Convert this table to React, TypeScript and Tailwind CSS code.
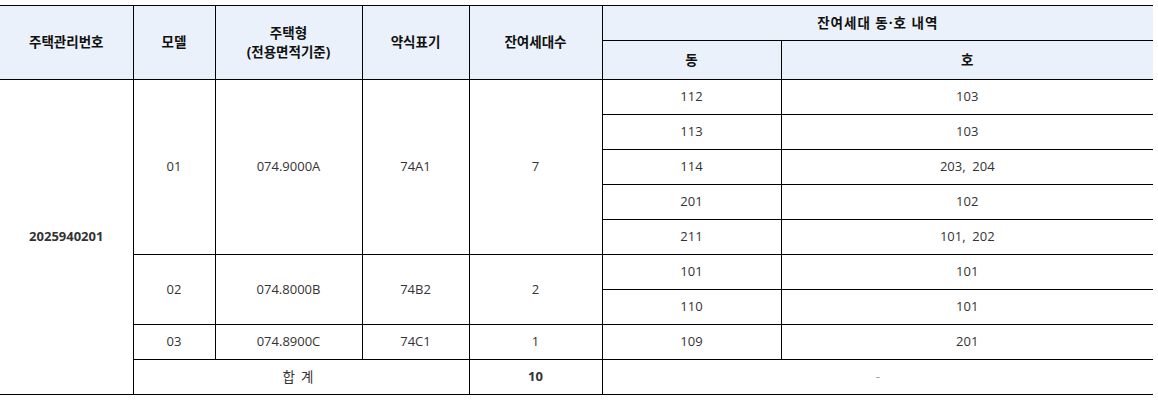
import React from 'react'

interface UnitRow {
  dong: string
  ho: string
}

interface ModelGroup {
  model: string
  houseType: string
  short: string
  count: string
  units: UnitRow[]
}

const groups: ModelGroup[] = [
  {
    model: '01',
    houseType: '074.9000A',
    short: '74A1',
    count: '7',
    units: [
      { dong: '112', ho: '103' },
      { dong: '113', ho: '103' },
      { dong: '114', ho: '203,  204' },
      { dong: '201', ho: '102' },
      { dong: '211', ho: '101,  202' },
    ],
  },
  {
    model: '02',
    houseType: '074.8000B',
    short: '74B2',
    count: '2',
    units: [
      { dong: '101', ho: '101' },
      { dong: '110', ho: '101' },
    ],
  },
  {
    model: '03',
    houseType: '074.8900C',
    short: '74C1',
    count: '1',
    units: [{ dong: '109', ho: '201' }],
  },
]

const totalRows = groups.reduce((n, g) => n + g.units.length, 0)

const th =
  'border border-black bg-[#eaf1fa] font-bold text-[#111] text-[13.5px] text-center align-middle leading-[19px]'
const td = 'border border-black text-center align-middle text-[#333]'

export default function App() {
  return (
    <div
      className="w-[1158px] h-[401px] bg-white pt-[5px] text-[13px]"
      style={{ fontFamily: '"Open Sans", "Noto Sans CJK KR", sans-serif' }}
    >
      <table className="w-[1153px] table-fixed border-collapse">
        <colgroup>
          <col className="w-[133px]" />
          <col className="w-[82px]" />
          <col className="w-[147px]" />
          <col className="w-[107px]" />
          <col className="w-[133px]" />
          <col className="w-[179px]" />
          <col className="w-[372px]" />
        </colgroup>
        <thead>
          <tr className="h-[35px]">
            <th rowSpan={2} className={`${th} border-l-0`}>
              주택관리번호
            </th>
            <th rowSpan={2} className={th}>
              모델
            </th>
            <th rowSpan={2} className={th}>
              주택형
              <br />
              (전용면적기준)
            </th>
            <th rowSpan={2} className={th}>
              약식표기
            </th>
            <th rowSpan={2} className={th}>
              잔여세대수
            </th>
            <th colSpan={2} className={`${th} border-r-0 tracking-[1px]`}>
              잔여세대 동·호 내역
            </th>
          </tr>
          <tr className="h-[39px]">
            <th className={th}>동</th>
            <th className={`${th} border-r-0`}>호</th>
          </tr>
        </thead>
        <tbody>
          {groups.map((g, gi) =>
            g.units.map((u, ui) => (
              <tr key={`${g.model}-${u.dong}`} className="h-[35px]">
                {gi === 0 && ui === 0 && (
                  <td rowSpan={totalRows + 1} className={`${td} border-l-0 font-bold text-[#111]`}>
                    2025940201
                  </td>
                )}
                {ui === 0 && (
                  <>
                    <td rowSpan={g.units.length} className={td}>
                      {g.model}
                    </td>
                    <td rowSpan={g.units.length} className={td}>
                      {g.houseType}
                    </td>
                    <td rowSpan={g.units.length} className={td}>
                      {g.short}
                    </td>
                    <td rowSpan={g.units.length} className={td}>
                      {g.count}
                    </td>
                  </>
                )}
                <td className={td}>{u.dong}</td>
                <td className={`${td} border-r-0 whitespace-pre`}>{u.ho}</td>
              </tr>
            )),
          )}
          <tr className="h-[35px]">
            <td colSpan={3} className={`${td} text-[13.5px] tracking-[6px]`}>
              합계
            </td>
            <td className={`${td} font-bold text-[#111]`}>10</td>
            <td colSpan={2} className={`${td} border-r-0 text-[#999]`}>
              -
            </td>
          </tr>
        </tbody>
      </table>
    </div>
  )
}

**REQUIRED TASK**: Set down the material exactly, every line of it, except for the pictures.

**WORKED ANSWER**:
Convert this table to React, TypeScript and Tailwind CSS code.
import React from 'react'

interface UnitRow {
  dong: string
  ho: string
}

interface ModelGroup {
  model: string
  houseType: string
  short: string
  count: string
  units: UnitRow[]
}

const groups: ModelGroup[] = [
  {
    model: '01',
    houseType: '074.9000A',
    short: '74A1',
    count: '7',
    units: [
      { dong: '112', ho: '103' },
      { dong: '113', ho: '103' },
      { dong: '114', ho: '203,  204' },
      { dong: '201', ho: '102' },
      { dong: '211', ho: '101,  202' },
    ],
  },
  {
    model: '02',
    houseType: '074.8000B',
    short: '74B2',
    count: '2',
    units: [
      { dong: '101', ho: '101' },
      { dong: '110', ho: '101' },
    ],
  },
  {
    model: '03',
    houseType: '074.8900C',
    short: '74C1',
    count: '1',
    units: [{ dong: '109', ho: '201' }],
  },
]

const totalRows = groups.reduce((n, g) => n + g.units.length, 0)

const th =
  'border border-black bg-[#eaf1fa] font-bold text-[#111] text-[13.5px] text-center align-middle leading-[19px]'
const td = 'border border-black text-center align-middle text-[#333]'

export default function App() {
  return (
    <div
      className="w-[1158px] h-[401px] bg-white pt-[5px] text-[13px]"
      style={{ fontFamily: '"Open Sans", "Noto Sans CJK KR", sans-serif' }}
    >
      <table className="w-[1153px] table-fixed border-collapse">
        <colgroup>
          <col className="w-[133px]" />
          <col className="w-[82px]" />
          <col className="w-[147px]" />
          <col className="w-[107px]" />
          <col className="w-[133px]" />
          <col className="w-[179px]" />
          <col className="w-[372px]" />
        </colgroup>
        <thead>
          <tr className="h-[35px]">
            <th rowSpan={2} className={`${th} border-l-0`}>
              주택관리번호
            </th>
            <th rowSpan={2} className={th}>
              모델
            </th>
            <th rowSpan={2} className={th}>
              주택형
              <br />
              (전용면적기준)
            </th>
            <th rowSpan={2} className={th}>
              약식표기
            </th>
            <th rowSpan={2} className={th}>
              잔여세대수
            </th>
            <th colSpan={2} className={`${th} border-r-0 tracking-[1px]`}>
              잔여세대 동·호 내역
            </th>
          </tr>
          <tr className="h-[39px]">
            <th className={th}>동</th>
            <th className={`${th} border-r-0`}>호</th>
          </tr>
        </thead>
        <tbody>
          {groups.map((g, gi) =>
            g.units.map((u, ui) => (
              <tr key={`${g.model}-${u.dong}`} className="h-[35px]">
                {gi === 0 && ui === 0 && (
                  <td rowSpan={totalRows + 1} className={`${td} border-l-0 font-bold text-[#111]`}>
                    2025940201
                  </td>
                )}
                {ui === 0 && (
                  <>
                    <td rowSpan={g.units.length} className={td}>
                      {g.model}
                    </td>
                    <td rowSpan={g.units.length} className={td}>
                      {g.houseType}
                    </td>
                    <td rowSpan={g.units.length} className={td}>
                      {g.short}
                    </td>
                    <td rowSpan={g.units.length} className={td}>
                      {g.count}
                    </td>
                  </>
                )}
                <td className={td}>{u.dong}</td>
                <td className={`${td} border-r-0 whitespace-pre`}>{u.ho}</td>
              </tr>
            )),
          )}
          <tr className="h-[35px]">
            <td colSpan={3} className={`${td} text-[13.5px] tracking-[6px]`}>
              합계
            </td>
            <td className={`${td} font-bold text-[#111]`}>10</td>
            <td colSpan={2} className={`${td} border-r-0 text-[#999]`}>
              -
            </td>
          </tr>
        </tbody>
      </table>
    </div>
  )
}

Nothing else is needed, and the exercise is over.